The most common type of equipment rental in a home is a hot water tank. In many instances, hot water tank rental contracts come with newly built houses. Builders rent the hot water tank during construction and then pass the rental contract onto the homebuyer. In rural areas, some gas companies will not provide propane to a residential house unless the homeowners’ rent a hot water tank from them. But be advised that the cost to rent a hot water tank can be expensive over the long-term. Monthly rental costs are typically $30 to $55. And the length of contracts range from 60 months (five years) to what’s known as the "useful life" of an appliance (between 14 and 18 years).

Do the math and the rental fees add up to a substantial amount. Paying $40 a month to rent a hot water tank, for example, will end up costing you $2,400.00 after five years and a whopping $6,720.00 after 14 years. Consider that to purchase a brand new hot water tank at Home Depot costs between $600.00 and $1,000.00, and it becomes painfully obvious that renting a hot water tank is expensive over the long-term. At a minimum, you’ll likely end up paying more than double the cost of buying a new hot water tank.

Other major household equipment such as furnaces and air conditioners can also be expensive to rent. According to the website FurnacePrices.ca, renting a furnace in Canada typically costs between $50 and $90 per month. And the rental contracts usually run for seven, 10 or 15-year terms. Rent a furnace for $75 a month over 10-years, and you’ll end up paying a total of $9,000.00. That’s nearly double the average price of $4,800.00 that it costs to buy a new, high-efficiency furnace. While monthly air conditioner rentals tend to be lower ($25 per month on average), they too can add up over many years.

Even if you don’t do the math yourself, you can bet that cost-conscious house hunters will be doing the calculations on what it will cost to purchase your house. And extra, often unexpected, bills such as equipment rental fees can be a turnoff. House purchase contracts can stipulate that you, the current owner, must get out of any and all rental agreements prior to the house sale being finalized. This too can be expensive.

Breaking a rental contract

Most rental contracts are ironclad and designed to ensure that the rental company gets their money one way or another. This means that, should you want to get out of a rental contract before the term ends, you will have to pay the balance owing in full. In the case of extremely long contracts (10 years or more); you might have the option of breaking the contract after five or seven years. Be sure to read the fine print. At the very least, you’ll likely have to pay the cost of purchasing the equipment outright.

You should also be aware of tricks that rental companies play with homeowners when it comes to breaking a contract. For example, while your furnace may be three or four years old when you decide to get out of a rental contract, the company renting you the equipment may charge the cost of purchasing a brand new furnace. Rental companies may also fail to deduct the cumulative total of the monthly payments you’ve made on a furnace, hot water tank or air conditioner and instead charge a lump sum that’s over and above the monthly amount you’ve paid to rent the equipment.

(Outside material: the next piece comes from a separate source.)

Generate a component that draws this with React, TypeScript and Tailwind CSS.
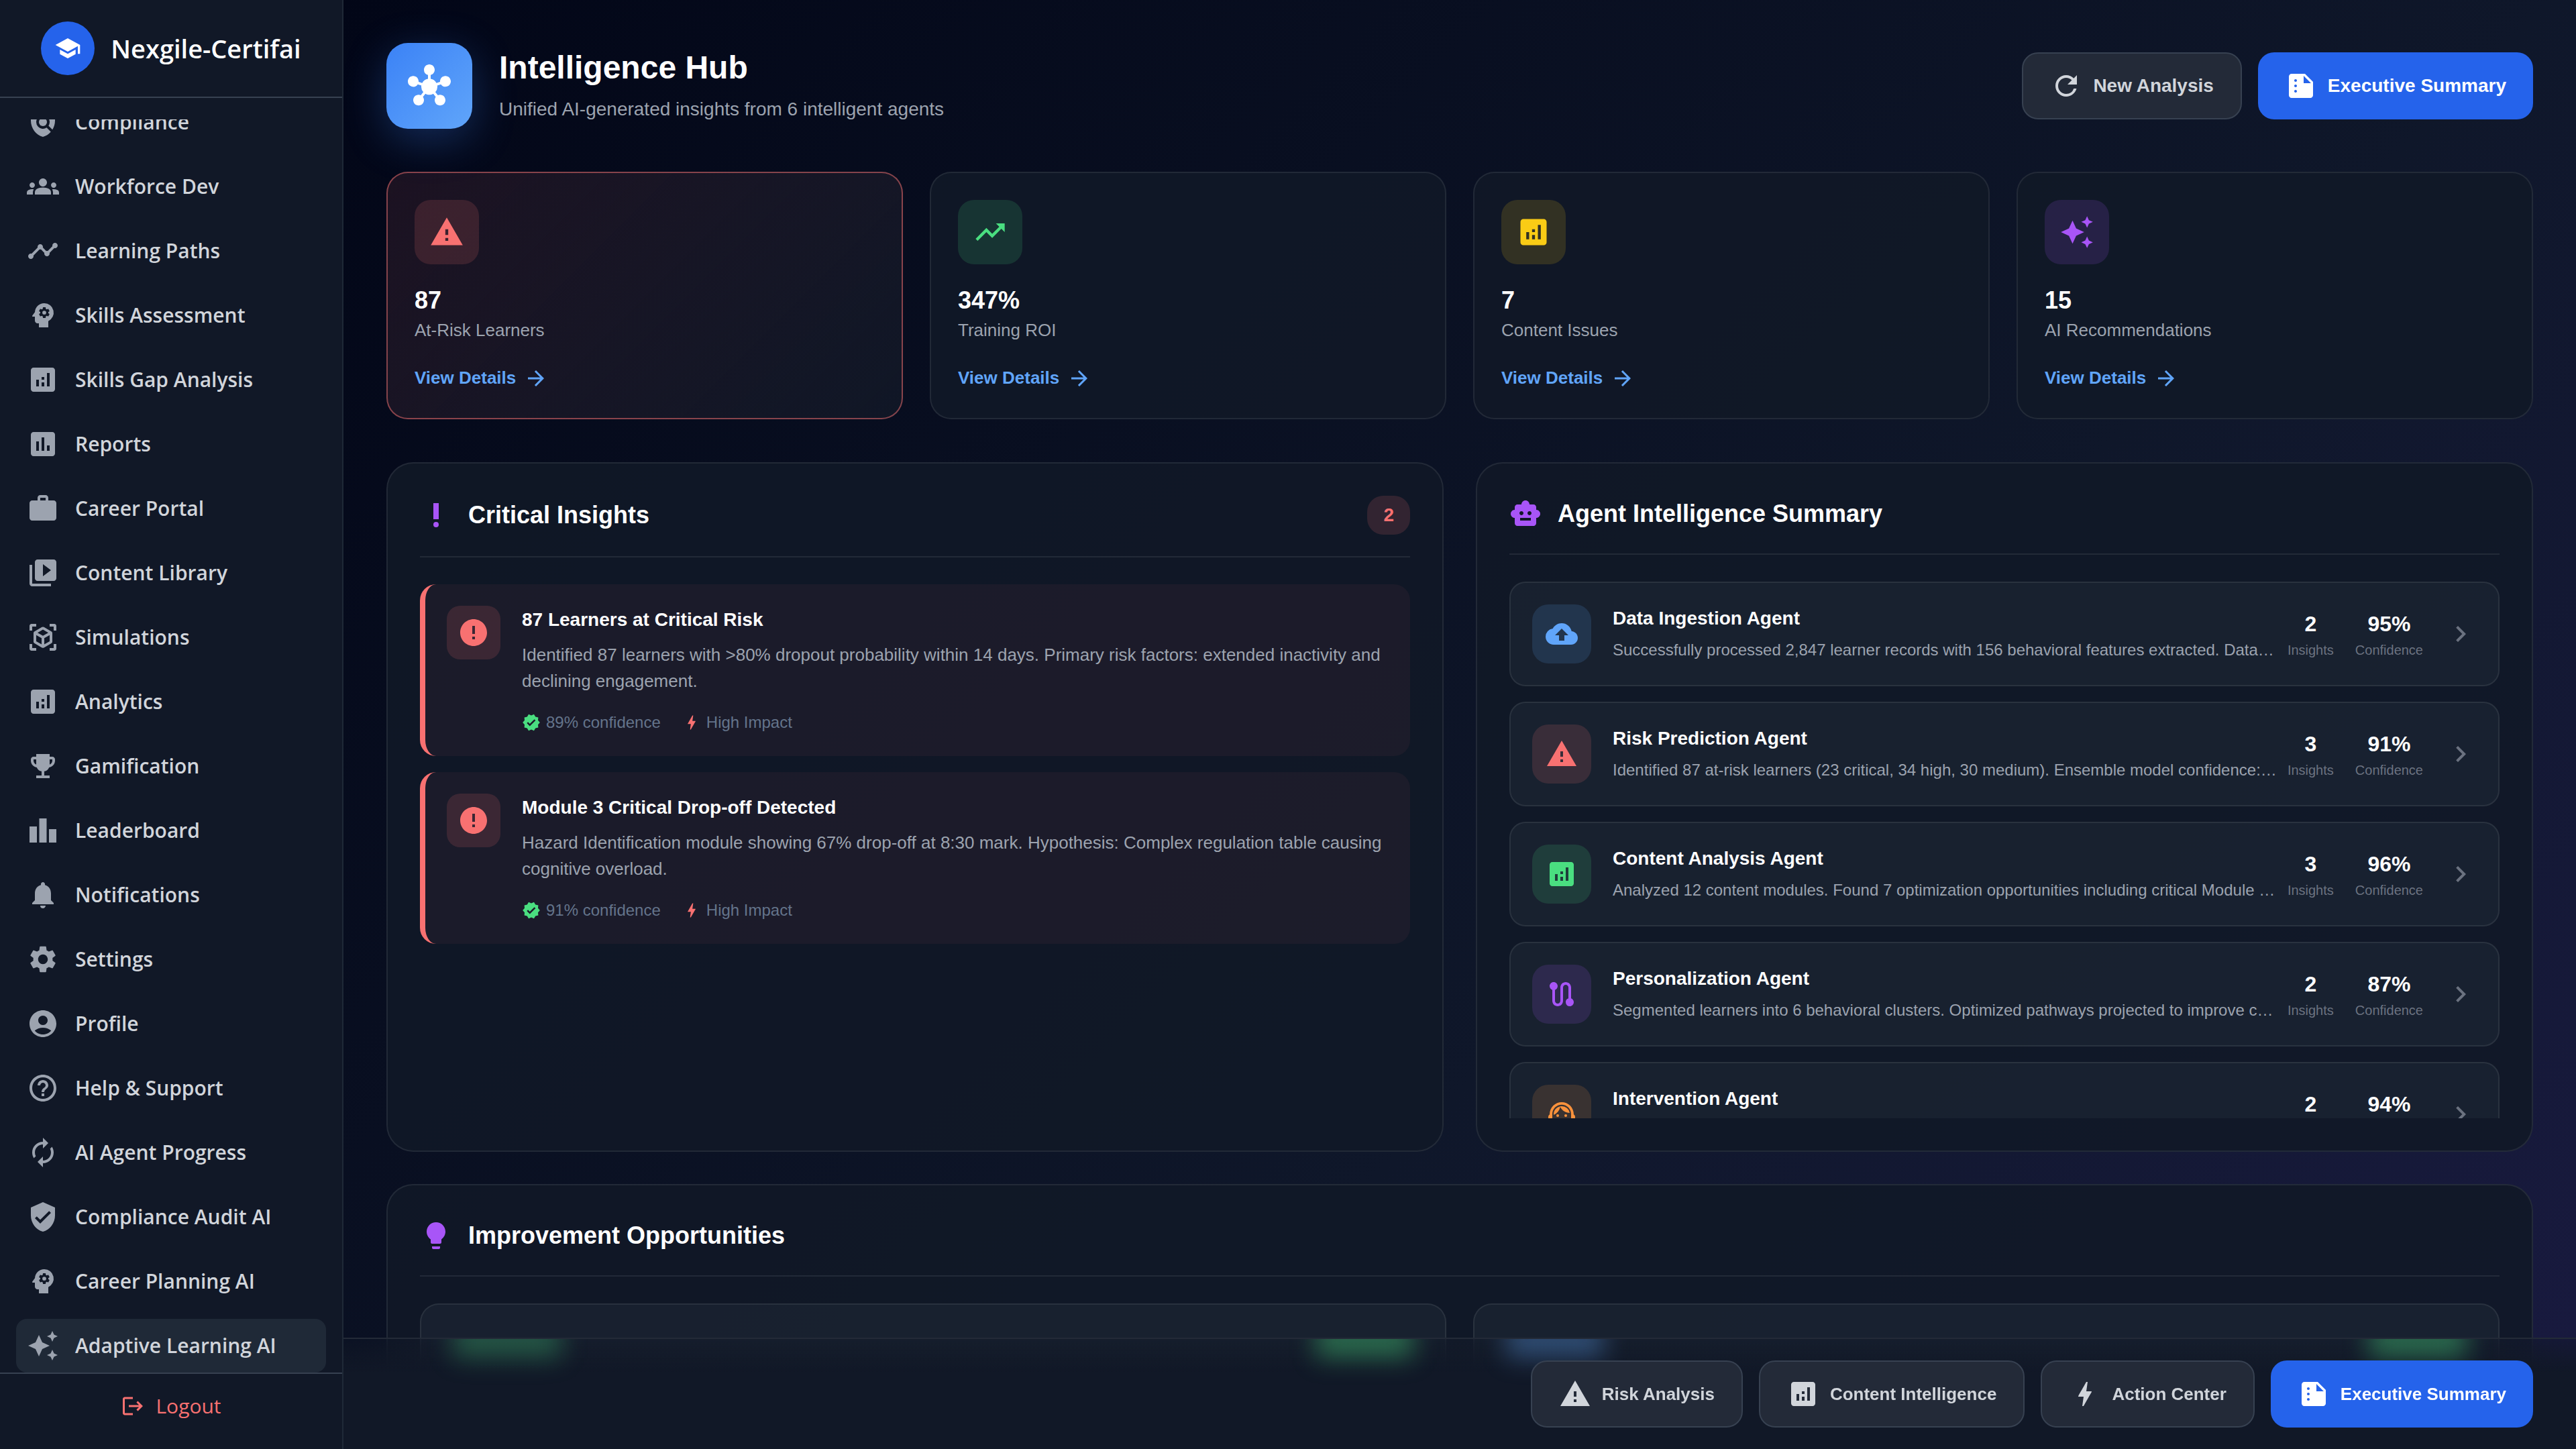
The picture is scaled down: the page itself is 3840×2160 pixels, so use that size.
import type { ReactNode } from "react";
import type { IconType } from "react-icons";
import {
  MdAccountCircle,
  MdAnalytics,
  MdArrowForward,
  MdAssessment,
  MdAutoAwesome,
  MdAutorenew,
  MdBackup,
  MdBolt,
  MdChevronRight,
  MdEmojiEvents,
  MdError,
  MdGroups,
  MdHelpOutline,
  MdHub,
  MdLeaderboard,
  MdLightbulb,
  MdLogout,
  MdNotifications,
  MdPolicy,
  MdPriorityHigh,
  MdPsychology,
  MdRefresh,
  MdRoute,
  MdSchool,
  MdSettings,
  MdSmartToy,
  MdSummarize,
  MdSupportAgent,
  MdTimeline,
  MdTrendingUp,
  MdVerified,
  MdVerifiedUser,
  MdVideoLibrary,
  MdViewInAr,
  MdWarning,
  MdWork,
} from "react-icons/md";

const navItems: { label: string; icon: IconType; active?: boolean }[] = [
  { label: "Compliance", icon: MdPolicy },
  { label: "Workforce Dev", icon: MdGroups },
  { label: "Learning Paths", icon: MdTimeline },
  { label: "Skills Assessment", icon: MdPsychology },
  { label: "Skills Gap Analysis", icon: MdAnalytics },
  { label: "Reports", icon: MdAssessment },
  { label: "Career Portal", icon: MdWork },
  { label: "Content Library", icon: MdVideoLibrary },
  { label: "Simulations", icon: MdViewInAr },
  { label: "Analytics", icon: MdAnalytics },
  { label: "Gamification", icon: MdEmojiEvents },
  { label: "Leaderboard", icon: MdLeaderboard },
  { label: "Notifications", icon: MdNotifications },
  { label: "Settings", icon: MdSettings },
  { label: "Profile", icon: MdAccountCircle },
  { label: "Help & Support", icon: MdHelpOutline },
  { label: "AI Agent Progress", icon: MdAutorenew },
  { label: "Compliance Audit AI", icon: MdVerifiedUser },
  { label: "Career Planning AI", icon: MdPsychology },
  { label: "Adaptive Learning AI", icon: MdAutoAwesome, active: true },
];

const stats: { value: string; label: string; icon: IconType; tone: string; alert?: boolean }[] = [
  { value: "87", label: "At-Risk Learners", icon: MdWarning, tone: "bg-[#f87171]/15 text-[#f87171]", alert: true },
  { value: "347%", label: "Training ROI", icon: MdTrendingUp, tone: "bg-[#4ade80]/15 text-[#4ade80]" },
  { value: "7", label: "Content Issues", icon: MdAnalytics, tone: "bg-[#facc15]/15 text-[#facc15]" },
  { value: "15", label: "AI Recommendations", icon: MdAutoAwesome, tone: "bg-[#a855f7]/15 text-[#a855f7]" },
];

const insights = [
  {
    title: "87 Learners at Critical Risk",
    text: "Identified 87 learners with >80% dropout probability within 14 days. Primary risk factors: extended inactivity and declining engagement.",
    confidence: "89% confidence",
  },
  {
    title: "Module 3 Critical Drop-off Detected",
    text: "Hazard Identification module showing 67% drop-off at 8:30 mark. Hypothesis: Complex regulation table causing cognitive overload.",
    confidence: "91% confidence",
  },
];

const agents: {
  name: string;
  text?: string;
  count: string;
  confidence: string;
  icon: IconType;
  tone: string;
}[] = [
  {
    name: "Data Ingestion Agent",
    text: "Successfully processed 2,847 learner records with 156 behavioral features extracted. Data…",
    count: "2",
    confidence: "95%",
    icon: MdBackup,
    tone: "bg-[#60a5fa]/15 text-[#60a5fa]",
  },
  {
    name: "Risk Prediction Agent",
    text: "Identified 87 at-risk learners (23 critical, 34 high, 30 medium). Ensemble model confidence:…",
    count: "3",
    confidence: "91%",
    icon: MdWarning,
    tone: "bg-[#f87171]/15 text-[#f87171]",
  },
  {
    name: "Content Analysis Agent",
    text: "Analyzed 12 content modules. Found 7 optimization opportunities including critical Module …",
    count: "3",
    confidence: "96%",
    icon: MdAnalytics,
    tone: "bg-[#4ade80]/15 text-[#4ade80]",
  },
  {
    name: "Personalization Agent",
    text: "Segmented learners into 6 behavioral clusters. Optimized pathways projected to improve c…",
    count: "2",
    confidence: "87%",
    icon: MdRoute,
    tone: "bg-[#a855f7]/15 text-[#a855f7]",
  },
  {
    name: "Intervention Agent",
    count: "2",
    confidence: "94%",
    icon: MdSupportAgent,
    tone: "bg-[#fb923c]/15 text-[#fb923c]",
  },
];

function Sidebar() {
  return (
    <aside className="flex w-[512px] shrink-0 flex-col border-r-2 border-[#1f2937] bg-[#111827] font-['Open_Sans',sans-serif]">
      <div className="flex items-center justify-center gap-6 border-b-2 border-[#374151] py-8">
        <span className="flex size-20 items-center justify-center rounded-full bg-[#2563eb] text-white">
          <MdSchool size={40} />
        </span>
        <span className="text-[38px] leading-[60px] font-semibold text-white">Nexgile-Certifai</span>
      </div>
      <div className="flex min-h-0 flex-1 flex-col px-6 pt-8">
        <nav className="flex min-h-0 flex-1 flex-col justify-end gap-4 overflow-hidden">
          {navItems.map(({ label, icon: Icon, active }) => (
            <a
              key={label}
              href="#"
              className={
                active
                  ? "flex shrink-0 items-center gap-6 rounded-2xl bg-[#1f2937] p-4"
                  : "flex shrink-0 items-center gap-6 rounded-2xl p-4"
              }
            >
              <Icon size={48} className="shrink-0 text-[#9ca3af]" />
              <span className="text-[30px] leading-[48px] font-semibold whitespace-nowrap text-[#d1d5db]">{label}</span>
            </a>
          ))}
        </nav>
      </div>
      <div className="flex justify-center border-t-2 border-[#374151] pt-6 pb-10">
        <button type="button" className="flex items-center gap-4 text-[30px] leading-[48px] text-[#f87171]">
          <MdLogout size={36} />
          Logout
        </button>
      </div>
    </aside>
  );
}

function ActionButton({
  icon: Icon,
  primary,
  size,
  children,
}: {
  icon: IconType;
  primary?: boolean;
  size: "base" | "small";
  children: ReactNode;
}) {
  return (
    <button
      type="button"
      className={[
        "flex items-center gap-4 rounded-3xl px-10 font-bold whitespace-nowrap",
        size === "base" ? "text-[28px] leading-[42px]" : "text-[26px] leading-[39px]",
        primary
          ? "bg-[#2563eb] py-[26px] text-white"
          : "border-2 border-[#374151] bg-[#232a38] py-6 text-[#d1d5db]",
      ].join(" ")}
    >
      <Icon size={48} />
      {children}
    </button>
  );
}

function StatCard({ value, label, icon: Icon, tone, alert }: (typeof stats)[number]) {
  return (
    <article
      className={
        alert
          ? "flex flex-col items-start rounded-[32px] border-2 border-[#f87171]/50 bg-[linear-gradient(135deg,rgba(248,113,113,0.1),rgba(17,24,39,0.9))] p-10"
          : "flex flex-col items-start rounded-[32px] border-2 border-white/8 bg-[#111827]/90 p-10"
      }
    >
      <span className={`flex size-24 items-center justify-center rounded-3xl ${tone}`}>
        <Icon size={52} />
      </span>
      <strong className="mt-8 text-[36px] leading-[43px] font-bold text-white">{value}</strong>
      <span className="mt-1 text-[26px] leading-[39px] text-[#9ca3af]">{label}</span>
      <a href="#" className="mt-8 flex items-center gap-3 text-[26px] leading-[39px] font-bold text-[#60a5fa]">
        View Details
        <MdArrowForward size={36} />
      </a>
    </article>
  );
}

function Panel({
  icon: Icon,
  title,
  badge,
  children,
}: {
  icon: IconType;
  title: string;
  badge?: string;
  children: ReactNode;
}) {
  return (
    <section className="min-w-0 rounded-[40px] border-2 border-white/8 bg-[#111827]/90 p-12">
      <header className="mb-10 flex items-center justify-between border-b-2 border-white/8 pb-8">
        <h2 className="flex items-center gap-6 text-[36px] leading-[54px] font-bold text-white">
          <Icon size={48} className="text-[#a855f7]" />
          {title}
        </h2>
        {badge && (
          <span className="rounded-3xl bg-[#f87171]/15 px-6 py-2 text-[28px] leading-[42px] font-bold text-[#f87171]">
            {badge}
          </span>
        )}
      </header>
      {children}
    </section>
  );
}

function InsightCard({ title, text, confidence }: (typeof insights)[number]) {
  return (
    <article className="flex items-start gap-8 rounded-3xl border-l-8 border-[#f87171] bg-[#f87171]/5 p-8">
      <span className="flex size-20 shrink-0 items-center justify-center rounded-[20px] bg-[#f87171]/15 text-[#f87171]">
        <MdError size={48} />
      </span>
      <div className="min-w-0 flex-1">
        <h3 className="text-[28px] leading-[42px] font-bold text-white">{title}</h3>
        <p className="mt-3 text-[26px] leading-[39px] text-[#9ca3af]">{text}</p>
        <div className="mt-6 flex gap-8 text-[24px] leading-[36px] text-[#64748b]">
          <span className="flex items-center gap-2">
            <MdVerified size={28} className="text-[#4ade80]" />
            {confidence}
          </span>
          <span className="flex items-center gap-2">
            <MdBolt size={28} className="text-[#f87171]" />
            High Impact
          </span>
        </div>
      </div>
    </article>
  );
}

function Metric({ value, label }: { value: string; label: string }) {
  return (
    <div className="flex flex-col items-center">
      <strong className="text-[32px] leading-[48px] font-bold text-white">{value}</strong>
      <span className="text-[20px] leading-[30px] text-[#6b7280]">{label}</span>
    </div>
  );
}

function AgentRow({ name, text, count, confidence, icon: Icon, tone }: (typeof agents)[number]) {
  return (
    <article className="flex shrink-0 items-center gap-8 rounded-3xl border-2 border-white/8 bg-[#1f2937]/50 p-8">
      <span className={`flex size-[88px] shrink-0 items-center justify-center rounded-3xl ${tone}`}>
        <Icon size={48} />
      </span>
      <div className="min-w-0 flex-1 self-start">
        <h3 className="text-[28px] leading-[42px] font-bold text-white">{name}</h3>
        {text && <p className="mt-2 text-[24px] leading-[36px] whitespace-nowrap text-[#9ca3af]">{text}</p>}
      </div>
      <Metric value={count} label="Insights" />
      <Metric value={confidence} label="Confidence" />
      <button type="button" aria-label={name} className="text-[#6b7280]">
        <MdChevronRight size={48} />
      </button>
    </article>
  );
}

function OpportunityCard() {
  return <article className="h-[320px] rounded-[28px] border-2 border-white/8 bg-[#1f2937]/50" />;
}

/* Soft colour of the card tags that scroll beneath the frosted footer. */
function FooterGlow() {
  return (
    <div className="absolute inset-0 -z-10 overflow-hidden px-[114px]">
      <div className="-mt-6 grid grid-cols-2 gap-10">
        <div className="flex justify-between px-[50px]">
          <span className="h-[52px] w-40 bg-[#4ade80]/30 blur-[18px]" />
          <span className="h-[52px] w-36 bg-[#4ade80]/40 blur-[18px]" />
        </div>
        <div className="flex justify-between px-[50px]">
          <span className="h-[52px] w-36 bg-[#60a5fa]/35 blur-[18px]" />
          <span className="h-[52px] w-36 bg-[#4ade80]/40 blur-[18px]" />
        </div>
      </div>
    </div>
  );
}

export default function App() {
  return (
    <div className="flex h-screen overflow-hidden bg-[#020617] font-['Liberation_Sans',Arial,sans-serif]">
      <Sidebar />
      <main className="relative min-w-0 flex-1 overflow-hidden bg-[linear-gradient(135deg,#020617_0%,#0f172a_60%,#191a40_100%)]">
        <div className="flex flex-col p-16">
          <header className="flex items-center justify-between">
            <div className="flex items-center gap-10">
              <span className="flex size-32 items-center justify-center rounded-[32px] bg-[linear-gradient(135deg,#3b82f6,#60a5fa)] text-white shadow-[0_16px_64px_rgba(59,130,246,0.3)]">
                <MdHub size={64} />
              </span>
              <div>
                <h1 className="text-[48px] leading-[58px] font-bold text-white">Intelligence Hub</h1>
                <p className="mt-3 text-[28px] leading-[42px] text-[#9ca3af]">
                  Unified AI-generated insights from 6 intelligent agents
                </p>
              </div>
            </div>
            <div className="flex gap-6">
              <ActionButton icon={MdRefresh} size="base">
                New Analysis
              </ActionButton>
              <ActionButton icon={MdSummarize} size="base" primary>
                Executive Summary
              </ActionButton>
            </div>
          </header>

          <div className="mt-16 grid grid-cols-4 gap-10">
            {stats.map((s) => (
              <StatCard key={s.label} {...s} />
            ))}
          </div>

          <div className="mt-16 grid grid-cols-2 gap-12">
            <Panel icon={MdPriorityHigh} title="Critical Insights" badge="2">
              <div className="flex flex-col gap-6">
                {insights.map((i) => (
                  <InsightCard key={i.title} {...i} />
                ))}
              </div>
            </Panel>
            <Panel icon={MdSmartToy} title="Agent Intelligence Summary">
              <div className="flex max-h-[800px] flex-col gap-[23px] overflow-hidden">
                {agents.map((a) => (
                  <AgentRow key={a.name} {...a} />
                ))}
              </div>
            </Panel>
          </div>

          <div className="mt-12">
            <Panel icon={MdLightbulb} title="Improvement Opportunities">
              <div className="grid grid-cols-2 gap-10">
                <OpportunityCard />
                <OpportunityCard />
              </div>
            </Panel>
          </div>
        </div>

        <footer className="absolute inset-x-0 bottom-0 flex justify-end gap-6 border-t-2 border-white/8 bg-[linear-gradient(to_top,#111827_70%,rgba(17,24,39,0.3)_100%)] px-16 py-8 backdrop-blur-[40px]">
          <FooterGlow />
          <ActionButton icon={MdWarning} size="small">
            Risk Analysis
          </ActionButton>
          <ActionButton icon={MdAnalytics} size="small">
            Content Intelligence
          </ActionButton>
          <ActionButton icon={MdBolt} size="small">
            Action Center
          </ActionButton>
          <ActionButton icon={MdSummarize} size="small" primary>
            Executive Summary
          </ActionButton>
        </footer>
      </main>
    </div>
  );
}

Many agreements also require homeowners to use the rental company for annual maintenance of a furnace, hot water tank or air conditioner. Miss a scheduled maintenance appointment, and the rental company could use it as an excuse to not allow you out of a contract, or to charge you additional fees should you break the deal.

Pay close attention, as some of these tricks can violate a rent-to-own agreement. Some Canadian provinces, such as Ontario, have passed legislation to prevent rental companies from engaging in deceptive practices that cost homeowners big bucks in fees and penalties. Under Ontario's Consumer Protection Act, 2002, unsolicited door-to-door marketing and contracting for water heaters and HVAC equipment is banned. And, as of March 1 this year (2018), suppliers in Ontario are required by law to provide a cover page with contracts for major household equipment that spells out the rental agreement details and penalties involved with breaking a contract.

When in doubt, do your homework and consult a qualified realtor or lawyer concerning a rental contract and the costs involved in getting out of one.

What you can do to protect yourself

The best way to avoid expensive rental contracts for major equipment such as furnaces, hot water tanks and air conditioners is to not agree to them in the first place. Whether you’re purchasing an old or new house, be sure to check and see if it comes with rental agreements. Negotiate to have rental contracts removed as a condition of you buying the house. Even with a new house, talk to the builder and make sure that all the equipment comes fully installed and is included with the purchase price. Don’t let the builder stick you with a rental contract that will become a financial albatross in the long run.

A realtor can help. Licensed realtors are knowledgeable about the building industry as well as the housing market. They understand how equipment rentals and rent-to-own contracts work, and the ways in which they disadvantage homeowners. They also know the tricks that can be played by rental companies and how to avoid losing hundreds or thousands of dollars in unnecessary penalty fees. Remember that a realtor works for you and safeguards your interests when it comes to selling a house. They’re on your side, not the rental companies’ side.